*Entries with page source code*
════════
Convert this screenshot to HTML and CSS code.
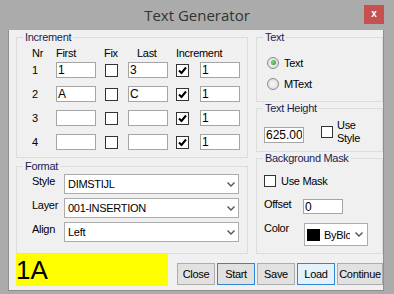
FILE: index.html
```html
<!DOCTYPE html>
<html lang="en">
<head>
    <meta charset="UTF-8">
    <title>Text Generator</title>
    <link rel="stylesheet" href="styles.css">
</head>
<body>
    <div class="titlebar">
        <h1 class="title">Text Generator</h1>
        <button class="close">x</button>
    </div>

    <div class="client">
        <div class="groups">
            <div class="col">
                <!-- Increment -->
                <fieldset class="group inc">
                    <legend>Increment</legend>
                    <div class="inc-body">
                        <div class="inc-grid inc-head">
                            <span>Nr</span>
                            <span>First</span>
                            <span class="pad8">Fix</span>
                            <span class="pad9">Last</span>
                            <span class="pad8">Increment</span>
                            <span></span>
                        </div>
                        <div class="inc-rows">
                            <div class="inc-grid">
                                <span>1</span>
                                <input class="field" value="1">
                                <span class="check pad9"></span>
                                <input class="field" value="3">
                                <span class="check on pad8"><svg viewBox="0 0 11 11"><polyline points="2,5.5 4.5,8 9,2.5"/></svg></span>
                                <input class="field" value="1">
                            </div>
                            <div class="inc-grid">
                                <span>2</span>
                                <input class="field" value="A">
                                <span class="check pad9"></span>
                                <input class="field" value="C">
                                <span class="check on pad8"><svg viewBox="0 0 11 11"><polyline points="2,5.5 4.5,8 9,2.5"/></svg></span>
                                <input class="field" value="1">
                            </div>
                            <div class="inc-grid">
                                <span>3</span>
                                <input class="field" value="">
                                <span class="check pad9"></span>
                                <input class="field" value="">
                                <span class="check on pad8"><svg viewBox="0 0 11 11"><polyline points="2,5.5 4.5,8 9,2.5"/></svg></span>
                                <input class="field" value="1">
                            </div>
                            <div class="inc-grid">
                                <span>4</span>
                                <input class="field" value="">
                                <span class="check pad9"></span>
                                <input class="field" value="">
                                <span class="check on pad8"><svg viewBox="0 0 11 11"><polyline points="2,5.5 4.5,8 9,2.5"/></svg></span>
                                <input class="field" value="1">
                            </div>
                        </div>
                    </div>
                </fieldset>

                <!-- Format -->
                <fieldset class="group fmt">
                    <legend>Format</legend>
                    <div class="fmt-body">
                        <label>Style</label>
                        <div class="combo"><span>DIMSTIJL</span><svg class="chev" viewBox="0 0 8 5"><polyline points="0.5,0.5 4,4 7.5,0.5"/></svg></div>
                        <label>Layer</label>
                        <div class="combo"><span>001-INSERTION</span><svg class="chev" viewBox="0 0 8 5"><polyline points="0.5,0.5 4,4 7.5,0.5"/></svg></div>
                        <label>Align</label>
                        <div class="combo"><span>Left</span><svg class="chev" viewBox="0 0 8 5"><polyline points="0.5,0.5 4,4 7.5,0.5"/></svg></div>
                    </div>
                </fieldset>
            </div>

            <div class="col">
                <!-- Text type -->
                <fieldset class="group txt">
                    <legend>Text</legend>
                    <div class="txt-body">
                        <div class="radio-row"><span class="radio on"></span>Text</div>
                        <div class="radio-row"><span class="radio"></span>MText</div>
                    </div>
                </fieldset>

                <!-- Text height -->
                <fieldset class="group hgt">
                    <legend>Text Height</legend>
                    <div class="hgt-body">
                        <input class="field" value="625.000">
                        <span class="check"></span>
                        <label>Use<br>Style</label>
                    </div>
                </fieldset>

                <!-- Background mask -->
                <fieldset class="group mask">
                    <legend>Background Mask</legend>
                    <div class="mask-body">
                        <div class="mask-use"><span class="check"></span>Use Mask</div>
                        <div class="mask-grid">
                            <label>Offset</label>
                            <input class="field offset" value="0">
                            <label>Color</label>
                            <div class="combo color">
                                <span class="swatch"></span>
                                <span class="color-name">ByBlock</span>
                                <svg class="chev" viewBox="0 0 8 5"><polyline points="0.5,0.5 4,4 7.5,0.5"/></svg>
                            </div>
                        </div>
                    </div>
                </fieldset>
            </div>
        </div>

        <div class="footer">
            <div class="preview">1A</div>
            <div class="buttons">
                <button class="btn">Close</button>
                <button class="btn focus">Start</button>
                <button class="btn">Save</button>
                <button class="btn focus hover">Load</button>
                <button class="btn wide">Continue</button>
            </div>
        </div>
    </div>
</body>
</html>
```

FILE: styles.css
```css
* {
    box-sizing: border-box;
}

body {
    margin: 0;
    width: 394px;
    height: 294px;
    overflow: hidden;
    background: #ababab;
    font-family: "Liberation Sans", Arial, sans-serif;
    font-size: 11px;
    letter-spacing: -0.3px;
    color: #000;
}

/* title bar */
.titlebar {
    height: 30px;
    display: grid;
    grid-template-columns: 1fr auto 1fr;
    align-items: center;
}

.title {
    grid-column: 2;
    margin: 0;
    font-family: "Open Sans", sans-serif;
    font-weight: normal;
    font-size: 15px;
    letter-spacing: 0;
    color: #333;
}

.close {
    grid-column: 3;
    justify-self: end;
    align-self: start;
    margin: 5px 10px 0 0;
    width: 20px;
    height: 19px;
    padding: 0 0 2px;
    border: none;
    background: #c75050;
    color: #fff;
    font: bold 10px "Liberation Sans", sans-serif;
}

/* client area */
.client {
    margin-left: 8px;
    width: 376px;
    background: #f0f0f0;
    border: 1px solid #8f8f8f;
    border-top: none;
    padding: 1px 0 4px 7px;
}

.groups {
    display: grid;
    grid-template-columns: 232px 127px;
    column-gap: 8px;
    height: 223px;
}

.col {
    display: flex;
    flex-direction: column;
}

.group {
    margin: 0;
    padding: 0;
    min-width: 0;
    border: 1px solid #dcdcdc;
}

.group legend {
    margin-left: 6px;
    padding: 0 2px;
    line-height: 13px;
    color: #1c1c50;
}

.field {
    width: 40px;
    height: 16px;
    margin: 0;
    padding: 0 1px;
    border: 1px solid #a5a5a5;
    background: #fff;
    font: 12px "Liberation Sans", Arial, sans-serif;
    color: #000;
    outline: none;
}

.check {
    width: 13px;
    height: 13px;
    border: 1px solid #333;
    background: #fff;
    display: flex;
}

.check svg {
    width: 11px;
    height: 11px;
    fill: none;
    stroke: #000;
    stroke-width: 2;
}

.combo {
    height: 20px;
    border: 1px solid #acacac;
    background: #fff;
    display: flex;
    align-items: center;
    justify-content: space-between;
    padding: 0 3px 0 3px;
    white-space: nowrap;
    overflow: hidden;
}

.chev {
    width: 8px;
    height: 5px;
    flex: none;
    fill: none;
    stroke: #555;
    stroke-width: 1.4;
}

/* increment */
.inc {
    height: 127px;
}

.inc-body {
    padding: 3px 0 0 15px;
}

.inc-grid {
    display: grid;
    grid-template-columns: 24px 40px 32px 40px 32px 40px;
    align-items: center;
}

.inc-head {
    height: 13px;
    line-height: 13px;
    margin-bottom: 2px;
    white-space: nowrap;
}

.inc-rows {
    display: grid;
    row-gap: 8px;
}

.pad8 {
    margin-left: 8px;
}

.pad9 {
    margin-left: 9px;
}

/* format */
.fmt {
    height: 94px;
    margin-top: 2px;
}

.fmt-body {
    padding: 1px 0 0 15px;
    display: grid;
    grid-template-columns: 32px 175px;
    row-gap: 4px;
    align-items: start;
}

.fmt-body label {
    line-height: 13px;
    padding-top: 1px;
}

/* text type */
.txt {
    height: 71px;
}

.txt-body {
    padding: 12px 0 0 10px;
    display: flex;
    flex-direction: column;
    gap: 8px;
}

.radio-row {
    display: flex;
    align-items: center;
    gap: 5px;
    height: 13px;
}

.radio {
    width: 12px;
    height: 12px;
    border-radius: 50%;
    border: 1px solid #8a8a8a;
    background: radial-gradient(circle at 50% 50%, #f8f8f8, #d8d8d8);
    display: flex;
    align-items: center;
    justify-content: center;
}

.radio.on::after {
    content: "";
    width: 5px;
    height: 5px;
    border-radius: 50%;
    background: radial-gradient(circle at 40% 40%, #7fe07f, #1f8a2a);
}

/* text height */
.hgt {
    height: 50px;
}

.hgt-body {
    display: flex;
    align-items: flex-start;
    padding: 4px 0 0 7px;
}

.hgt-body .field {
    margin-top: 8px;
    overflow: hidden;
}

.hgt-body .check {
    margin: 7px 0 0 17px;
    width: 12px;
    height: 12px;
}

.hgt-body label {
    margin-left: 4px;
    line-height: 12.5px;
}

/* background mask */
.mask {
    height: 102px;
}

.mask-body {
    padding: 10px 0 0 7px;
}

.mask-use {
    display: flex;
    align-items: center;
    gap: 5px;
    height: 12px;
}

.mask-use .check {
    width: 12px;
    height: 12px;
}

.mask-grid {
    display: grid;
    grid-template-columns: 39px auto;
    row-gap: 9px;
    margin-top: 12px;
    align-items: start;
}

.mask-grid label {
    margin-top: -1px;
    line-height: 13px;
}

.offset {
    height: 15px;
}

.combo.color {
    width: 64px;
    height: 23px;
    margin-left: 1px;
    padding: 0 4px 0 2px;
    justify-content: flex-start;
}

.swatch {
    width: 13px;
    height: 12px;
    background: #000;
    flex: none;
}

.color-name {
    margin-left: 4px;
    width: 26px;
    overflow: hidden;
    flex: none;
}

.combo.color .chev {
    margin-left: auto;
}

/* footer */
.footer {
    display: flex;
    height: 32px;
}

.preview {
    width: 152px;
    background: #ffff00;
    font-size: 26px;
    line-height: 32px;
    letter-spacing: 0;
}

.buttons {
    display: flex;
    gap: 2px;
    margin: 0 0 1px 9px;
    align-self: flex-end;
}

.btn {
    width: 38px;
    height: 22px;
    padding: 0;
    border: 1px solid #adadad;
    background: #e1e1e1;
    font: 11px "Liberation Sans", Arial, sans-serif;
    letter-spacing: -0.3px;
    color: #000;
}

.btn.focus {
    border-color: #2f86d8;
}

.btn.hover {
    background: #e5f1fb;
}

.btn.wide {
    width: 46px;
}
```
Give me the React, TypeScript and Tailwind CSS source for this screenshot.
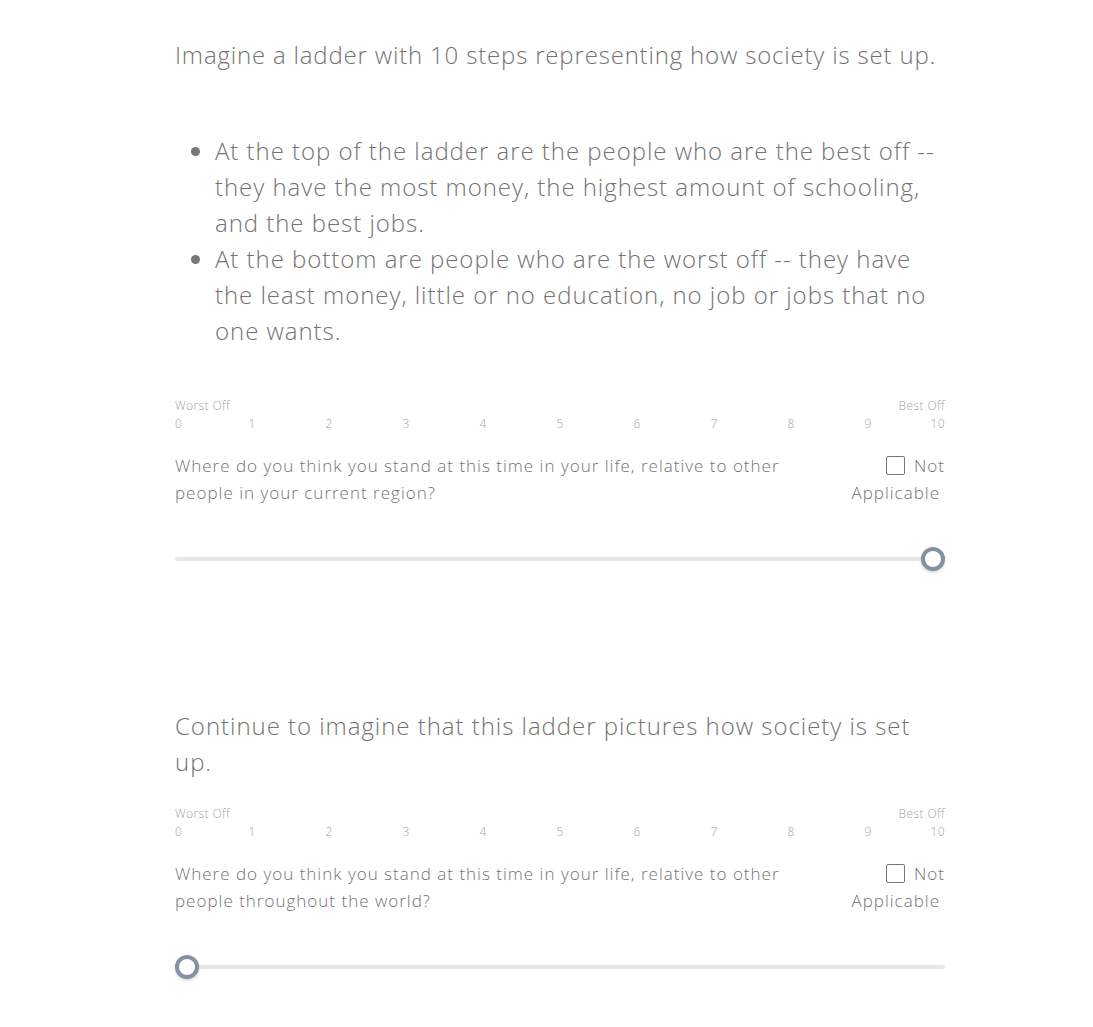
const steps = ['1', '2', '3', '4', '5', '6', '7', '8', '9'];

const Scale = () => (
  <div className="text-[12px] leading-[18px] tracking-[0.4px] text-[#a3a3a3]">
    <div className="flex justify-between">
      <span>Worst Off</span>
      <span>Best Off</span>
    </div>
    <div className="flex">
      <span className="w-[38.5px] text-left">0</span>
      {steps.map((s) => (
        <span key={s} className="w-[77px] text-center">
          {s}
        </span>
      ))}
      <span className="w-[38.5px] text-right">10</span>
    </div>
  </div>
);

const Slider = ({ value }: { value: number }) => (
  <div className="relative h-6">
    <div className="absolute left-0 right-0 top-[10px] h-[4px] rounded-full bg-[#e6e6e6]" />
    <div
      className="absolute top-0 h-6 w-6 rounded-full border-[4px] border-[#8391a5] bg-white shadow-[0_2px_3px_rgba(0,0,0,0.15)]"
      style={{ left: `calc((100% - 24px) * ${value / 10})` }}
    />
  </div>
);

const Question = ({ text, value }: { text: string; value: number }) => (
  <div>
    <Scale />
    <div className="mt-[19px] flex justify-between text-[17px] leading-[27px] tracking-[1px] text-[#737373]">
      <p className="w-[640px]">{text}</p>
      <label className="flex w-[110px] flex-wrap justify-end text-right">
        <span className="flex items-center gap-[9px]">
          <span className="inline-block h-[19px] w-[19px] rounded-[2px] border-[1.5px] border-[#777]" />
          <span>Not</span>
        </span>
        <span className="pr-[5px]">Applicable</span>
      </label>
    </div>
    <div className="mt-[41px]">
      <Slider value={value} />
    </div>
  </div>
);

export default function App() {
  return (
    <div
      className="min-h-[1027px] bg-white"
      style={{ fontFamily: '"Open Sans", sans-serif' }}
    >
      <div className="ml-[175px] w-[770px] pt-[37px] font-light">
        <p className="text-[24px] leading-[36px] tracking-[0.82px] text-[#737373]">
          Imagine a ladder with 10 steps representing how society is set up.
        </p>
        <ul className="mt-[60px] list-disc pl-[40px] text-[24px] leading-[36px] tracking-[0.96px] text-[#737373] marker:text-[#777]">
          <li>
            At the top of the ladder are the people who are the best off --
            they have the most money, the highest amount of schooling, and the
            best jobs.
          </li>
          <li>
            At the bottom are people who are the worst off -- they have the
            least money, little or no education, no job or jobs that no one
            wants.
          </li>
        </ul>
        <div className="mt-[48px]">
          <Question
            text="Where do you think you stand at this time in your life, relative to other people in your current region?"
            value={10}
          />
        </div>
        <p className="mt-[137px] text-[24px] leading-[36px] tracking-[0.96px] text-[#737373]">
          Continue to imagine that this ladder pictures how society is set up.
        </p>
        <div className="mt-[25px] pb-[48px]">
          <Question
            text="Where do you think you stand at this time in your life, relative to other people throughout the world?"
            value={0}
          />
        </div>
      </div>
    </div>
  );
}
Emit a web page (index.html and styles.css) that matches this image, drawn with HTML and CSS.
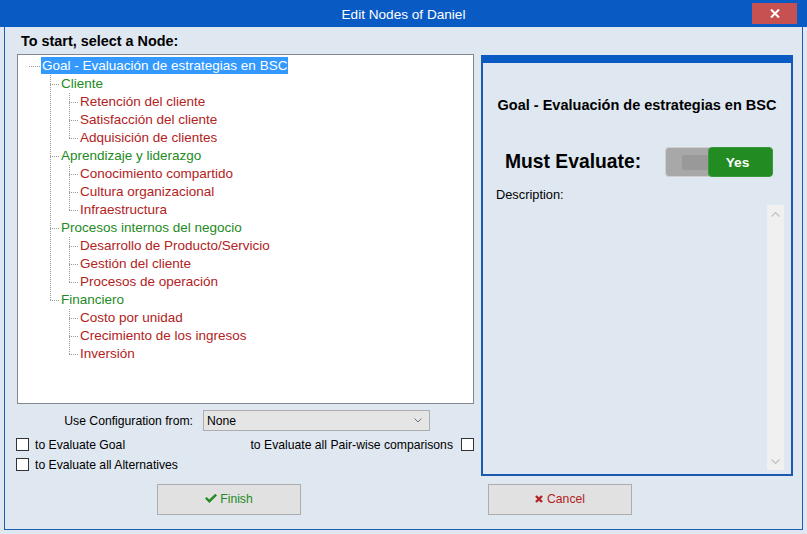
════════
*Direction*
Count how many lines above contain the word "index". Reply with the number alone.

*Full answer*
2